The "for five minutes" qualifier is an important distinction: Meek's intensity is both the key to his appeal and his Achilles Heel. His mixtapes are often long and scattershot, while still containing at least a half dozen keepers, and his first album, and now the second, suffer a similar fate. Every few months, Meek drops an incredible single, or an eyebrow-raising feature, reinforcing the idea that his music works best in short blasts, harnessing his energy and expending it all at will. Recent non-album single "Monster" is an incredible song, but I can't imagine it being on this album; it's too concentrated. And I'm not even sure if 14 "Monster"s is sustainable or desirable.

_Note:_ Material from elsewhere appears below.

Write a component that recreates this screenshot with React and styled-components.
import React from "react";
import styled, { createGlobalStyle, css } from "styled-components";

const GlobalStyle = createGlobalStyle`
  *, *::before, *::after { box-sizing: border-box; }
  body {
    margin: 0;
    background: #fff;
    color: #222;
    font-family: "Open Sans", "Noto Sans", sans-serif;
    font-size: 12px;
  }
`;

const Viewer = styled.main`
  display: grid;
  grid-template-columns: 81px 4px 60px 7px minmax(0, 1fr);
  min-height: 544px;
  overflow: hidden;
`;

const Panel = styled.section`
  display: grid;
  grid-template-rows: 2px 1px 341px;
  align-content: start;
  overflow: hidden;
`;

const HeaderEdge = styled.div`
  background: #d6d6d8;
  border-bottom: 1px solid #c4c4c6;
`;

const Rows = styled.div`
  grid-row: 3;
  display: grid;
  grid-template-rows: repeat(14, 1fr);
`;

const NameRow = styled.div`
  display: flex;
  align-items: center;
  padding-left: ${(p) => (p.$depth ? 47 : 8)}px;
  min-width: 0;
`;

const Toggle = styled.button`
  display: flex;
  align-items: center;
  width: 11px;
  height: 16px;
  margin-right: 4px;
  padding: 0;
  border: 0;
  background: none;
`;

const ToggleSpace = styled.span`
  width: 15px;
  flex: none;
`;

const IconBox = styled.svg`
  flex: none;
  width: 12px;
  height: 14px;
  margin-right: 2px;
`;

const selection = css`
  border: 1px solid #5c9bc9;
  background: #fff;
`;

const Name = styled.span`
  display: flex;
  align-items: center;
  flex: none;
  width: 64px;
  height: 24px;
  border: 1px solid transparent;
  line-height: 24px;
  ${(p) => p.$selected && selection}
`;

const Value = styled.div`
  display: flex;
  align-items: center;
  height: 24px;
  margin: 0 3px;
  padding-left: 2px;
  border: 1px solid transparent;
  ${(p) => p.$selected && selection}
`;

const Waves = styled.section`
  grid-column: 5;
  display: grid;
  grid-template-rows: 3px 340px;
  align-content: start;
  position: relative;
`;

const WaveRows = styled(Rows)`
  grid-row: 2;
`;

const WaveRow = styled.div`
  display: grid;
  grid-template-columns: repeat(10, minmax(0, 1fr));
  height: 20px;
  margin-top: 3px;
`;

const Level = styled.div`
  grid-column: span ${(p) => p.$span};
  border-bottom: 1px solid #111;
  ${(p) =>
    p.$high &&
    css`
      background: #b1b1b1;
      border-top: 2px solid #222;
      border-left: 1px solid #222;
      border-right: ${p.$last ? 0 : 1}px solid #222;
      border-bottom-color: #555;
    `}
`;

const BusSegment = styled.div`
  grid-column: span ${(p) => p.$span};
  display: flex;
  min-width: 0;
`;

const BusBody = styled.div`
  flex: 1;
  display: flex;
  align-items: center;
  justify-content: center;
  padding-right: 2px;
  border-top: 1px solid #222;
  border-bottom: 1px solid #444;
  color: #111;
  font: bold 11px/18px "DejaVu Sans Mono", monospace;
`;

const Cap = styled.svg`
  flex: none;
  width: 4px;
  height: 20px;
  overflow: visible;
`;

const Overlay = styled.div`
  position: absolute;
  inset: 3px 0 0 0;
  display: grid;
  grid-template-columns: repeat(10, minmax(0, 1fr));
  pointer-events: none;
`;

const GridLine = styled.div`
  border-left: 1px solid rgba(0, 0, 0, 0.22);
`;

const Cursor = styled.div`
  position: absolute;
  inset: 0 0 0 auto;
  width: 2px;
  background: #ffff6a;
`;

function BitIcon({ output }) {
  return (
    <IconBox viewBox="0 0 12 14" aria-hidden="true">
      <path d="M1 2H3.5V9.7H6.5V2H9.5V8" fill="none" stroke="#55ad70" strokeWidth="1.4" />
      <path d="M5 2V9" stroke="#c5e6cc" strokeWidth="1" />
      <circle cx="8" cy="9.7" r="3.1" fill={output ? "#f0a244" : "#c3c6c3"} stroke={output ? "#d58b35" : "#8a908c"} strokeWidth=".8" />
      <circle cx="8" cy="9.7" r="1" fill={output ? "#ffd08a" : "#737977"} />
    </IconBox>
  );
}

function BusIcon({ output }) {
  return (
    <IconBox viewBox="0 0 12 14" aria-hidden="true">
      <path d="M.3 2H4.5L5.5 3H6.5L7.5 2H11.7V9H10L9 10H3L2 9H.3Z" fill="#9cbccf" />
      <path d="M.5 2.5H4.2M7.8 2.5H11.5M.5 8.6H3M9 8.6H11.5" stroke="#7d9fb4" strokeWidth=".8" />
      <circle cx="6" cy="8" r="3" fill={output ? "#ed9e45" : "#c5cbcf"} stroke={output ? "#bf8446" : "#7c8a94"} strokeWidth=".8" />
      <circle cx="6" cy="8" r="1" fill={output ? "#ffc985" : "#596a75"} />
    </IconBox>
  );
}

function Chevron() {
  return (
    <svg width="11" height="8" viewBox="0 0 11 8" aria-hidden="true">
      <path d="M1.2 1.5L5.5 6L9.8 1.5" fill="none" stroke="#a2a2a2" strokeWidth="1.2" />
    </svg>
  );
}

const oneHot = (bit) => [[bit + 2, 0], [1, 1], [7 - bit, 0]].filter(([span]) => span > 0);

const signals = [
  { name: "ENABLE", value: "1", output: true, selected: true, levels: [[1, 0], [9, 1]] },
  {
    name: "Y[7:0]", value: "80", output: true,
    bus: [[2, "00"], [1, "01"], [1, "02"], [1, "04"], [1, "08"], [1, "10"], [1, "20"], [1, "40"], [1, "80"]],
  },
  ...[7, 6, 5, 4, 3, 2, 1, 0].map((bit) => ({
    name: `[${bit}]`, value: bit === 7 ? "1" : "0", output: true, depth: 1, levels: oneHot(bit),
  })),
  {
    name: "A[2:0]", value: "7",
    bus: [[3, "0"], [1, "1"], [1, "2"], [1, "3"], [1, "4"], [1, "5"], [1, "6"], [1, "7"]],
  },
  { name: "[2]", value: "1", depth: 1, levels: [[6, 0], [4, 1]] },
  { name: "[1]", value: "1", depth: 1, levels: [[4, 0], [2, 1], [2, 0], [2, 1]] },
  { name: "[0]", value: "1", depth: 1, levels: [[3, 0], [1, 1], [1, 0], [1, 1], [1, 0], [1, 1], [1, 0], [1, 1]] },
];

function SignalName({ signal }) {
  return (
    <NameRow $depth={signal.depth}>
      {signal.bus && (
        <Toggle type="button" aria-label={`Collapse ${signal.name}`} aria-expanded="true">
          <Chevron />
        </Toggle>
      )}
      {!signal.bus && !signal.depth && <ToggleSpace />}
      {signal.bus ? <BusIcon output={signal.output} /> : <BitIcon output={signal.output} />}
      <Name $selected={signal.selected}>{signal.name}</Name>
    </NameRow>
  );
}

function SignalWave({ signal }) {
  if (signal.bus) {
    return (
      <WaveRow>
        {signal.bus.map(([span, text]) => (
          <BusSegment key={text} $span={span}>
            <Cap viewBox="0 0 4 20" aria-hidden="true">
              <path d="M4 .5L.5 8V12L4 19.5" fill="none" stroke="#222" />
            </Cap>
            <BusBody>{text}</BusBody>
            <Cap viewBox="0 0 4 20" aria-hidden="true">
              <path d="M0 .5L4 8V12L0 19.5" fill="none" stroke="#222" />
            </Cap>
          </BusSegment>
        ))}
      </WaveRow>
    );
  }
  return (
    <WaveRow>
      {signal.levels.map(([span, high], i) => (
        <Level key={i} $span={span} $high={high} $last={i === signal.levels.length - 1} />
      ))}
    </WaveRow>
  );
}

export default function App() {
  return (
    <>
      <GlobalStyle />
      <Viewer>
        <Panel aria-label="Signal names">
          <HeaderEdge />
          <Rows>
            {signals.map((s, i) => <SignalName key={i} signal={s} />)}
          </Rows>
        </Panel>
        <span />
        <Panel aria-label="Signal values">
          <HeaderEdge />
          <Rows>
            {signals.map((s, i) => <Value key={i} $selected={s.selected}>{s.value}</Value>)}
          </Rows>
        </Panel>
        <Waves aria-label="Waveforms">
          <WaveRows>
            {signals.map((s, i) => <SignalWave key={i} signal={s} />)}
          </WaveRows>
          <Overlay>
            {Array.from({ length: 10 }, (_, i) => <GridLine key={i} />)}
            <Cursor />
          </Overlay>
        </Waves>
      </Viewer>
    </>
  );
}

However, Dreams Worth Than More Money is still a few clicks better than his debut, because it feels like Meek Mill is taking risks. Opener "Lord Knows" lays a Tory Lanez hook and a typically fraught Meek vocal performance atop sample from Mozart's Lacrimosa movement from his Requiem in D, a tip of the hat to how epic "Dreams and Nightmares" remains but also as a hedging of bets: Nothing could realistically top his first intro, so they reached all the way back to Mozart for a fitting backdrop. He's still rapping hard-hitting lines like "Shout-out the judge that denied me my bail/it made me smarter and it made me go harder." It's a great song, even if it can't match the bar set by "Dreams and Nightmares."

"Classic," a typically nimble, bouncy, Bangladesh track, is an atypical Meek move: he's rarely if ever sounded so airy, clean, fun, bright, and it's a good look. In fact, the album's biggest highlights are its biggest departures, from the druggy "Jump Out the Face" with Future (which would fit nicely onto 56 Nights), to "R.I.C.O." featuring Drake, and even "Bad For You" with Nicki Minaj. Meek has allowed these artists to "take the lead" on these tracks, and the album is better for it, because it opens the record up and gives Meek breathing room. It also keeps in line with the idea that a brief blast of Meek is the best way to experience Meek.

The  '70s exploitation flick vibe of "Stand Up," featuring an indelible two-line cameo from DJ Khaled, is another stylistic switch-up on the album's back end. And "Cold Hearted" is a surprisingly touching closer. Ostensibly riffing on a familiar rap trope—rebuking family and friends who turn on you once you taste success—it gains depth through little details, and ends up feelin more like an introspective testament to youth. Diddy, his voice sounding destroyed, offers a weirdly unguarded monologue, and Meek sneaks gut-check details like "we started off as kids, stomach touching our ribs" in a sing-song patter. It reminds you why you loved the guy in the first place: He accomplishes more with the sound of his rapping than other rappers do with entire albums. His understanding of rap as a vocal performance; his ability to summon powerful emotions; his combination of vulnerability, bravado, and a storyteller's sense of character and time—well, shit, those are all the hallmarks of a great rapper. Maybe it only all coheres in flashes, but if Meek Mill works best in bursts, then so be it.